Roundabout replaces four-way stop in rural Wake as traffic increases
In a rural corner of Wake County, where two state highways meet near the Franklin County line, drivers will soon experience something more commonly found in town: a roundabout.
The N.C. Department of Transportation is building the roundabout at the intersection of N.C. 98 and N.C. 96, a few miles east of Wake Forest. There are numerous roundabouts in the county already, but nearly all of them in suburban subdivisions and shopping centers and places such as Hillsborough Street in Raleigh and Main Street and South Avenue in Wake Forest.
“It will be different, alright, to have one out here in the country,” said Danny Frazier, who watches contractors working on the new roundabout through the front windows of Frazier’s Store, which his father Roy has run since 1959. Contractors expect to finish the roundabout by Thanksgiving.
There has been a four-way stop at the intersection of N.C. 98 and N.C. 96 for several years. But as traffic has increased, DOT decided a roundabout would be safer even as it does a better of job of keeping traffic moving, said Ben Upshaw, the project engineer.
“It will process cars faster,” Upshaw said. “They don’t have to come to a full stop. They can yield and hop right in.”
Frazier remembers when there were only two stop signs here, halting traffic on N.C. 98 as cars on N.C. 96 breezed through at 55 mph or more. When cars collided, it was usually serious.
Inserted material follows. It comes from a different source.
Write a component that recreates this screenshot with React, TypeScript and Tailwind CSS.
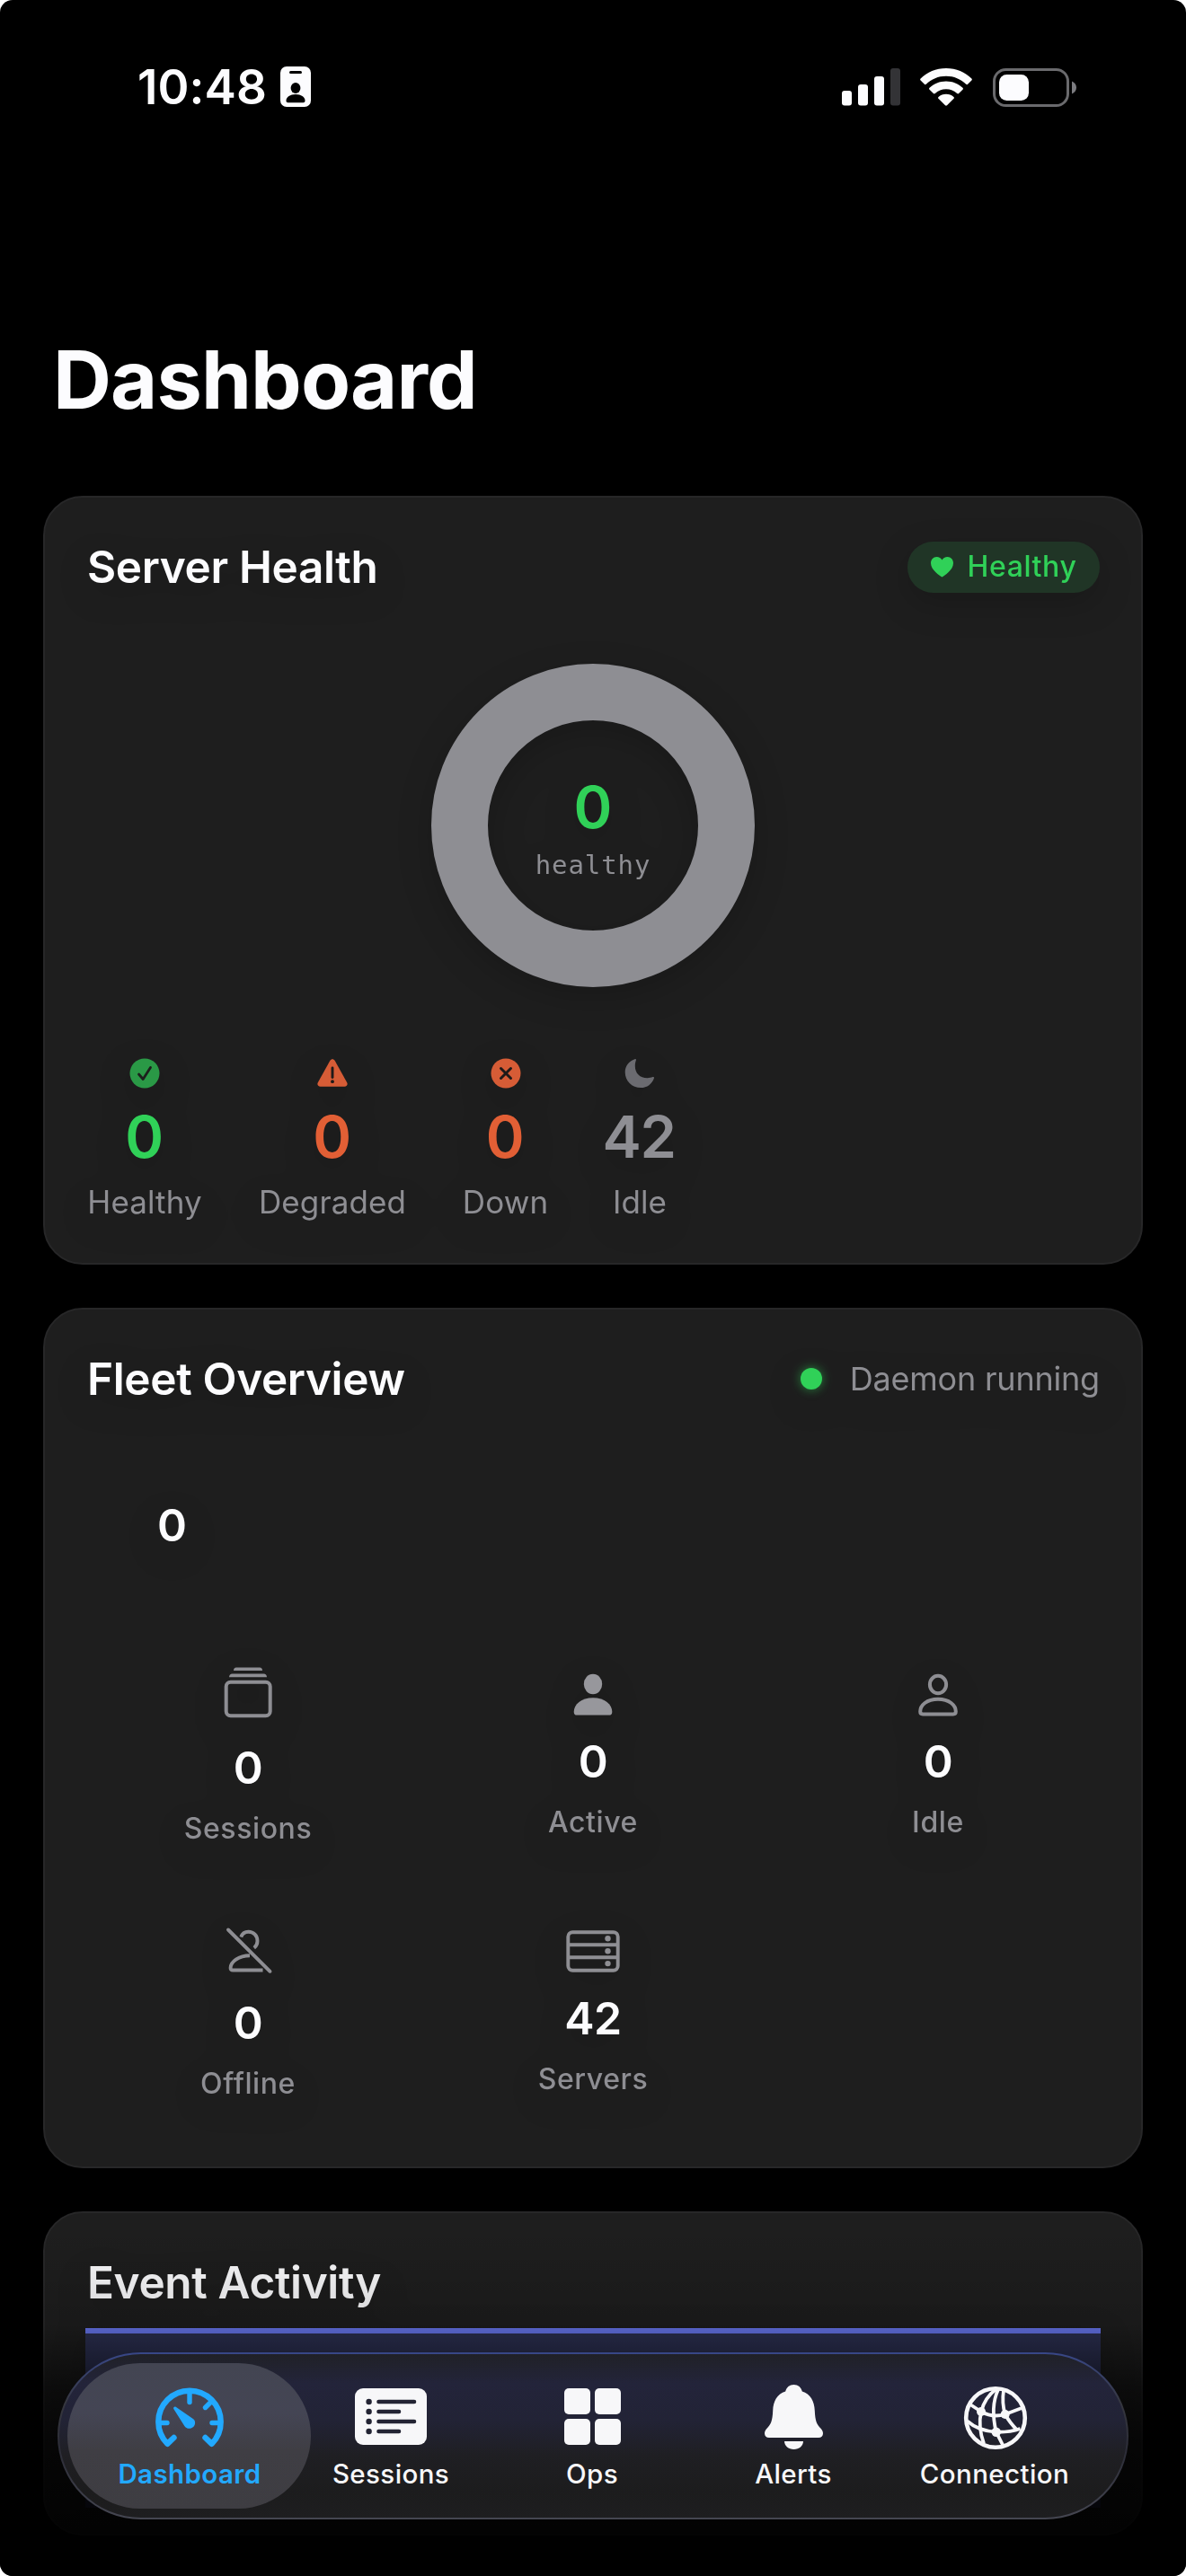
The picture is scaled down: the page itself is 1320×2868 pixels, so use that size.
import type { ReactNode } from 'react';

// Status bar icons
const BadgeIcon = () => (
  <svg width="34" height="46" viewBox="0 0 34 46">
    <rect width="34" height="45" rx="7" fill="#fcfcfe" />
    <rect x="10" y="5" width="14" height="3" rx="1.500" fill="#000" />
    <ellipse cx="17" cy="24" rx="5.400" ry="6" fill="#000" />
    <path d="M6.500 38c0-4 4.500-7 10.500-7s10.500 3 10.500 7c0 1.500-.8 2.200-2 2.200h-17c-1.200 0-2-.7-2-2.200z" fill="#000" />
  </svg>
);

const SignalIcon = () => (
  <svg width="65" height="42" viewBox="0 0 65 42">
    <rect x="0" y="25" width="11" height="16.500" rx="3" fill="#fcfcfe" />
    <rect x="18" y="18" width="11" height="23.500" rx="3" fill="#fcfcfe" />
    <rect x="36" y="9" width="11" height="32.500" rx="3" fill="#fcfcfe" />
    <rect x="54" y="0" width="11" height="41.500" rx="3" fill="#333336" />
  </svg>
);

const WifiIcon = () => (
  <svg width="58" height="42" viewBox="0 0 58 42" fill="#fcfcfe">
    <path d="M29 0C17.800 0 7.700 4.400 .6 11.500c-.6.6-.6 1.300 0 1.900l4.300 4.400c.6.6 1.300.6 1.900 0C12.500 12.200 20.300 8.800 29 8.800s16.500 3.400 22.200 9c.6.6 1.300.6 1.900 0l4.300-4.400c.6-.6.6-1.300 0-1.900C50.300 4.400 40.200 0 29 0z" />
    <path d="M29 14.500c-7.200 0-13.700 2.800-18.500 7.300-.6.6-.6 1.300 0 1.900l4.400 4.400c.6.6 1.200.6 1.900 0 3.200-3 7.500-4.800 12.200-4.800s9 1.800 12.200 4.800c.7.6 1.300.6 1.900 0l4.400-4.400c.6-.6.6-1.300 0-1.900-4.800-4.500-11.300-7.300-18.500-7.300z" />
    <path d="M29 28.800c-3.300 0-6.200 1.200-8.500 3.100-.6.5-.6 1.300 0 1.900l7.500 7.500c.6.6 1.400.6 2 0l7.500-7.500c.6-.6.6-1.400 0-1.900-2.300-1.900-5.200-3.100-8.500-3.100z" />
  </svg>
);

const BatteryIcon = () => (
  <svg width="93" height="43" viewBox="0 0 93 43">
    <rect x="1.500" y="1.500" width="82" height="40" rx="13" fill="none" stroke="#6a6a6d" strokeWidth="3" />
    <rect x="7" y="7" width="33" height="29" rx="8.500" fill="#fcfcfe" />
    <path d="M88 14.500c3 1.300 5 4 5 7s-2 5.700-5 7z" fill="#7c7c80" />
  </svg>
);

// Health row icons
const CheckCircle = () => (
  <svg width="34" height="34" viewBox="0 0 34 34">
    <circle cx="17" cy="17" r="16.500" fill="#2a9946" />
    <path d="M10.500 18l4.700 5.500 8.300-13" fill="none" stroke="#1c1f1c" strokeWidth="2.800" strokeLinecap="round" strokeLinejoin="round" />
  </svg>
);

const WarningTriangle = () => (
  <svg width="34" height="34" viewBox="0 0 34 34">
    <path d="M14.400 2.700c1.200-2.100 4-2.100 5.200 0l13.600 24.500c1.200 2.200-.3 4.600-2.700 4.600h-27c-2.400 0-3.900-2.400-2.700-4.600z" fill="#d65c36" />
    <path d="M17 11v10.500" stroke="#1e1a19" strokeWidth="2.900" strokeLinecap="round" />
    <circle cx="17" cy="26.200" r="1.900" fill="#1e1a19" />
  </svg>
);

const XCircle = () => (
  <svg width="34" height="34" viewBox="0 0 34 34">
    <circle cx="17" cy="17" r="16.500" fill="#d65c36" />
    <path d="M11.500 11.500l11 11M22.500 11.500l-11 11" stroke="#1e1a19" strokeWidth="3" strokeLinecap="round" />
  </svg>
);

const MoonIcon = () => (
  <svg width="34" height="34" viewBox="0 0 34 34">
    <path d="M11.500 1.200c.9-.4 1.700.3 1.400 1.300-.8 2.200-1.100 4-1.100 6.200 0 8.300 5.400 13.500 13.700 13.500 2.200 0 4.300-.4 6-1.100 1-.4 1.800.4 1.400 1.300C30.700 28.700 25.300 33 18.300 33 8.300 33 .7 25.500 .7 15.700c0-6.700 4.300-12.300 10.800-14.500z" fill="#6b6b70" />
  </svg>
);

// Fleet icons
const StackIcon = () => (
  <svg width="54" height="64" viewBox="0 0 54 64">
    <path d="M11 5c0-2 1-3.500 3-3.500h26c2 0 3 1.500 3 3.500zM6 12.200c0-2 1.500-3.700 3.500-3.700h35c2 0 3.500 1.700 3.500 3.700z" fill="#8e8e93" />
    <rect x="2.700" y="17.800" width="49" height="37.400" rx="5" fill="none" stroke="#8e8e93" strokeWidth="4" />
  </svg>
);

const PersonFill = () => (
  <svg width="44" height="50" viewBox="0 0 44 50" fill="#97979c">
    <ellipse cx="22" cy="13" rx="10.200" ry="11.200" />
    <path d="M.7 44C.7 35.500 9 28.200 22 28.200S43.300 35.500 43.300 44c0 2.500-1.200 3.600-3.600 3.600H4.300C1.900 47.600 .7 46.500 .7 44z" />
  </svg>
);

const PersonOutline = () => (
  <svg width="44" height="50" viewBox="0 0 44 50" fill="none" stroke="#8e8e93" strokeWidth="4">
    <ellipse cx="22" cy="13.500" rx="9.100" ry="9.700" />
    <path d="M2.200 43.500C2.200 36.500 9.500 29.800 22 29.800S41.800 36.500 41.800 43.500c0 2-.9 2.900-2.900 2.900H5.100C3.100 46.400 2.200 45.500 2.200 43.500z" />
  </svg>
);

const PersonSlash = () => (
  <svg width="56" height="60" viewBox="0 0 56 60" fill="none" stroke="#8e8e93" strokeWidth="3.900">
    <path d="M6 5.500l46.500 46.300" strokeLinecap="round" />
    <path d="M20.300 13.600C21.500 10 24.800 7.700 28.500 7.700c5.800 0 10 4.600 10 10.300 0 3.200-1.500 6-3.700 7.700" />
    <path d="M30 34.200C17.500 34.200 8.600 41.500 8.600 48c0 1.700 1 2.500 2.600 2.500H44.500" />
  </svg>
);

const ServerRack = () => (
  <svg width="60" height="50" viewBox="0 0 60 50" fill="none" stroke="#8e8e93" strokeWidth="3.900">
    <rect x="2.300" y="3.200" width="55.400" height="42.600" rx="5" />
    <path d="M2 17.300h56M2 31.200h56" />
    <g fill="#8e8e93" stroke="none">
      <circle cx="46.500" cy="10.300" r="3.200" />
      <circle cx="46.500" cy="24.200" r="3.200" />
      <circle cx="46.500" cy="38.100" r="3.200" />
    </g>
  </svg>
);

// Tab bar icons
const GaugeIcon = () => (
  <svg width="76" height="72" viewBox="0 -4 76 72" fill="none" stroke="#22a9ff" strokeWidth="6.400" strokeLinecap="round" strokeLinejoin="round">
    <path d="M20.500 55L13.300 61.800A34.700 34.700 0 1 1 62.700 61.800L55.500 55" />
    <path d="M38 5v10.500M72 38.500H63M4 38.500H13M61 16l-5.500 5.500" strokeWidth="5.400" />
    <path d="M22.700 20.700c-1.400-1-3.300.7-2.400 2.200L32.300 42c1.500 2.500 4.500 3.400 7.400 2.500 3.900-1.200 5.600-5.800 3.500-9.200-.4-.7-1-1.200-1.700-1.600z" fill="#22a9ff" stroke="none" />
  </svg>
);

const ListIcon = () => (
  <svg width="80" height="72" viewBox="0 -4 80 72">
    <rect width="80" height="63" rx="9" fill="#f7f7f9" />
    <g stroke="#232434" strokeWidth="4.600" strokeLinecap="round">
      <path d="M26.500 15h39.500M26.500 26h22.500M26.500 37h39.500M26.500 48h22.500" />
    </g>
    <g fill="#232434">
      <circle cx="15.600" cy="15" r="3.200" />
      <circle cx="15.600" cy="26" r="3.200" />
      <circle cx="15.600" cy="37" r="3.200" />
      <circle cx="15.600" cy="48" r="3.200" />
    </g>
  </svg>
);

const GridIcon = () => (
  <svg width="63" height="72" viewBox="0 -4 63 72" fill="#f7f7f9">
    <rect x="0" y="0" width="29" height="29" rx="5" />
    <rect x="34" y="0" width="29" height="29" rx="5" />
    <rect x="0" y="34" width="29" height="29" rx="5" />
    <rect x="34" y="34" width="29" height="29" rx="5" />
  </svg>
);

const BellIcon = () => (
  <svg width="65" height="72" viewBox="0 0 65 72" fill="#f7f7f9">
    <path d="M32.500 0c-4.800 0-8.300 3-9.300 7.600C14 10.500 9.600 18.500 9.200 29 8.700 40.500 7 44 2.500 48.700.9 50.400 0 52.300 0 54.300 0 57.200 1.900 59 5 59h55c3.100 0 5-1.800 5-4.700 0-2-.9-3.900-2.500-5.600C58 44 56.300 40.500 55.800 29 55.400 18.500 51 10.500 41.800 7.600 40.800 3 37.300 0 32.500 0z" />
    <path d="M22 63h21c0 5-4.600 9-10.500 9S22 68 22 63z" />
  </svg>
);

const NetworkGlobe = () => (
  <svg width="70" height="72" viewBox="-1 -2 70 72" fill="none" stroke="#f7f7f9" strokeWidth="3.800" className="overflow-visible">
    <circle cx="35" cy="35" r="32.800" strokeWidth="4.600" />
    <path d="M35.500 3C27 9.500 21.500 18 19 28M38 3.500C31.500 17 32 35 35.700 50.700M44 4.500C42.500 14 43 22 45.700 31" />
    <path d="M6 19.500L19 28C27 32.500 37 33.500 45.700 31L65.500 23.500" />
    <path d="M3.500 38.500C12 46 24 50 35.700 50.700C45 51 54 50 62.500 47" />
    <path d="M19 28C16.500 39 17.500 51 22 63.500M45.700 31C49.500 38 54 43.500 59.500 49M35.700 50.700L43.500 66" />
    <g fill="#f7f7f9" stroke="none">
      <circle cx="19" cy="28" r="5" />
      <circle cx="45.700" cy="31" r="5" />
      <circle cx="35.700" cy="50.700" r="5.200" />
    </g>
  </svg>
);

const healthStats = [
  { label: 'Healthy', value: 0, color: 'text-[#30d158]', width: 'w-[130px]', icon: <CheckCircle /> },
  { label: 'Degraded', value: 0, color: 'text-[#e25f35]', width: 'w-[166px]', icon: <WarningTriangle /> },
  { label: 'Down', value: 0, color: 'text-[#e25f35]', width: 'w-[97px]', icon: <XCircle /> },
  { label: 'Idle', value: 42, color: 'text-[#8e8e93]', width: 'w-[80px]', icon: <MoonIcon /> },
];

const fleetStats = [
  { label: 'Sessions', value: 0, icon: <StackIcon /> },
  { label: 'Active', value: 0, icon: <PersonFill /> },
  { label: 'Idle', value: 0, icon: <PersonOutline /> },
  { label: 'Offline', value: 0, icon: <PersonSlash /> },
  { label: 'Servers', value: 42, icon: <ServerRack /> },
];

const tabs = [
  { label: 'Dashboard', icon: <GaugeIcon />, active: true },
  { label: 'Sessions', icon: <ListIcon /> },
  { label: 'Ops', icon: <GridIcon /> },
  { label: 'Alerts', icon: <BellIcon /> },
  { label: 'Connection', icon: <NetworkGlobe /> },
];

function Card({ className, children }: { className: string; children: ReactNode }) {
  return (
    <section className={`mx-12 rounded-[44px] border-2 border-[#272728] bg-[#1e1e1e] px-[46px] pt-[46px] ${className}`}>
      <div className="drop-shadow-[0_12px_18px_rgba(0,0,0,0.18)]">{children}</div>
    </section>
  );
}

function CardTitle({ children }: { children: ReactNode }) {
  return (
    <h2 className="pl-px text-[49.500px] leading-[62px] font-semibold tracking-[-0.35px] whitespace-nowrap text-[#fcfcfe]">
      {children}
    </h2>
  );
}

export default function App() {
  return (
    <div className="bg-white">
      <div className="relative h-[2868px] w-[1320px] overflow-hidden rounded-[14px] bg-black font-['Inter',sans-serif]">
        {/* Status bar */}
        <div className="flex h-[194px] items-center justify-between pr-[122px] pl-[153px]">
          <div className="flex items-center gap-[15px]">
            <span className="text-[53px] leading-none font-semibold tracking-[0.1px] text-[#fcfcfe]">10:48</span>
            <BadgeIcon />
          </div>
          <div className="flex items-center">
            <SignalIcon />
            <div className="ml-[22px]"><WifiIcon /></div>
            <div className="ml-[23px]"><BatteryIcon /></div>
          </div>
        </div>

        <h1 className="mt-[169px] pl-[59px] text-[90px] leading-[120px] font-bold tracking-[-0.9px] text-[#fcfcfe]">
          Dashboard
        </h1>

        {/* Server health */}
        <Card className="mt-[69px] h-[856px]">
          <div className="flex h-[62px] items-center justify-between">
            <CardTitle>Server Health</CardTitle>
            <div className="flex h-[57px] w-[214px] items-center justify-center gap-[16px] rounded-full bg-[#203526]">
              <svg width="25" height="23" viewBox="0 0 25 23">
                <path d="M12.500 22.500C10 21 0 14.500 0 7 0 3 2.800 0 6.500 0c2.600 0 4.800 1.300 6 3.500C13.700 1.300 15.900 0 18.500 0 22.200 0 25 3 25 7c0 7.500-10 14-12.500 15.500z" fill="#30d158" />
              </svg>
              <span className="text-[32px] leading-none font-medium tracking-[0.6px] text-[#30d158]">Healthy</span>
            </div>
          </div>

          <div className="mx-auto mt-[77px] flex h-[360px] w-[360px] flex-col items-center rounded-full border-[63px] border-[#8e8e93] pt-[67px]">
            <span className="text-[65px] leading-[60px] font-semibold text-[#30d158]">0</span>
            <span className="mt-[14px] font-['DejaVu_Sans_Mono',monospace] text-[29px] leading-[40px] tracking-[0.9px] text-[#8e8e93]">healthy</span>
          </div>

          <div className="mt-[79px] flex gap-[61px]">
            {healthStats.map((stat) => (
              <div key={stat.label} className={`flex flex-col items-center ${stat.width}`}>
                {stat.icon}
                <span className={`mt-[24px] pr-[2px] text-[65px] leading-[60px] font-semibold tracking-[-1.5px] ${stat.color}`}>{stat.value}</span>
                <span className="mt-[22px] text-[35px] leading-[40px] tracking-[0.1px] text-[#8e8e93]">{stat.label}</span>
              </div>
            ))}
          </div>
        </Card>

        {/* Fleet overview */}
        <Card className="mt-12 h-[958px]">
          <div className="flex h-[62px] items-center justify-between">
            <CardTitle>Fleet Overview</CardTitle>
            <div className="flex items-center gap-[31px]">
              <div className="h-6 w-6 rounded-full bg-[#30d158] shadow-[0_0_12px_rgba(48,209,88,0.6)]" />
              <span className="text-[36px] leading-[40px] tracking-[-0.2px] text-[#8e8e93]">Daemon running</span>
            </div>
          </div>

          <div className="flex h-[264px] w-[191px] items-center justify-center">
            <span className="text-[50px] leading-[60px] font-semibold text-[#fcfcfe]">0</span>
          </div>

          <div className="mt-[25px] grid grid-cols-3 items-center gap-x-6 gap-y-[88px]">
            {fleetStats.map((stat) => (
              <div key={stat.label} className="flex flex-col items-center">
                {stat.icon}
                <span className="mt-[19px] text-[50px] leading-[60px] font-semibold tracking-[-0.5px] text-[#fcfcfe]">{stat.value}</span>
                <span className="mt-[18px] -mb-px text-[32px] leading-[40px] font-medium tracking-[0.6px] text-[#8e8e93]">{stat.label}</span>
              </div>
            ))}
          </div>
        </Card>

        {/* Event activity */}
        <Card className="mt-12 h-[361px]">
          <div className="flex h-[62px] items-center">
            <CardTitle>Event Activity</CardTitle>
          </div>
          <div className="-mx-px mt-[20px] h-[200px] border-t-[6px] border-[#6674ec] bg-[#2c3052]" />
        </Card>

        {/* Scroll edge fade under the tab bar */}
        <div className="absolute inset-x-0 bottom-0 h-[388px] bg-[linear-gradient(to_bottom,transparent_0%,rgba(0,0,0,0.15)_28%,rgba(0,0,0,0.6)_46%,rgba(0,0,0,0.8)_62%,rgba(0,0,0,0.9)_88%)]" />

        {/* Tab bar */}
        <nav className="absolute bottom-[63px] left-[64px] flex h-[186px] w-[1192px] justify-center rounded-full bg-[linear-gradient(to_bottom,#384788,#36373f_30%,#2c2d38_60%,#454651)] p-[2px]">
          <div className="flex h-full w-full justify-center rounded-full bg-[linear-gradient(to_bottom,#202127,#23243a_18%,#222336_40%,#1f1f23_62%,#1c1c1d_85%,#1e1e20)] pr-[2px]">
            {tabs.map((tab) => (
              <div key={tab.label} className="relative flex w-[224px] flex-col items-center pt-[34px]">
                {tab.active && (
                  <div className="absolute top-[10px] left-[-24px] h-[162px] w-[271px] rounded-full bg-[linear-gradient(to_bottom,#434552,#444554_35%,#3f3e44_60%,#3e3d42)]" />
                )}
                <div className="relative">{tab.icon}</div>
                <span
                  className={`relative mt-[9px] text-[29.500px] leading-[36px] tracking-[0.4px] ${
                    tab.active ? 'font-semibold text-[#22a9ff]' : 'font-medium text-[#f7f7f9]'
                  }`}
                >
                  {tab.label}
                </span>
              </div>
            ))}
          </div>
        </nav>
      </div>
    </div>
  );
}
Those high-speed crashes largely went away after NCDOT added stop signs on N.C. 96 about a decade ago, Frazier said. But there were still enough accidents – 38 between 2009 and 2014 – that NCDOT began looking at ways to make the intersection safer, Upshaw said.
NCDOT considered a traffic light, Upshaw said, but the state would need to significantly widen the road to include left-turn lanes. In addition, the existing intersection has four short ramps for right turns that give it an unusual diamond shape that the new roundabout will largely fit inside.
“That larger footprint allowed us to accommodate a roundabout without significant property impacts,” Upshaw said. “I think that was one of the reasons people quickly looked to a roundabout as an alternative here.”
John Cyrus, owner of John’s Garage across the intersection from Frazier’s Store, has been fixing cars here since 1967 and says he’s skeptical that the roundabout will alleviate the backups that now occur at rush hour. Cyrus says traffic has probably doubled in the last five or six years and that cars coming out of Wake Forest on N.C. 98 can back up a mile or more in the evenings.
“It’ll probably help some,” he said. “But I don’t think it will do everything they say it will.”
At Frazier’s, where along with soda, cigarettes, gas and other convenience store fare you can also get tools and a pair of work boots or gloves, Danny Frazier says “it’s anybody’s guess” if the roundabout will be an improvement. But as developers keep building subdivisions along N.C. 98, he doesn’t think it will be around long.
“It will change again in the next few years anyway, the way Wake Forest is growing,” he said.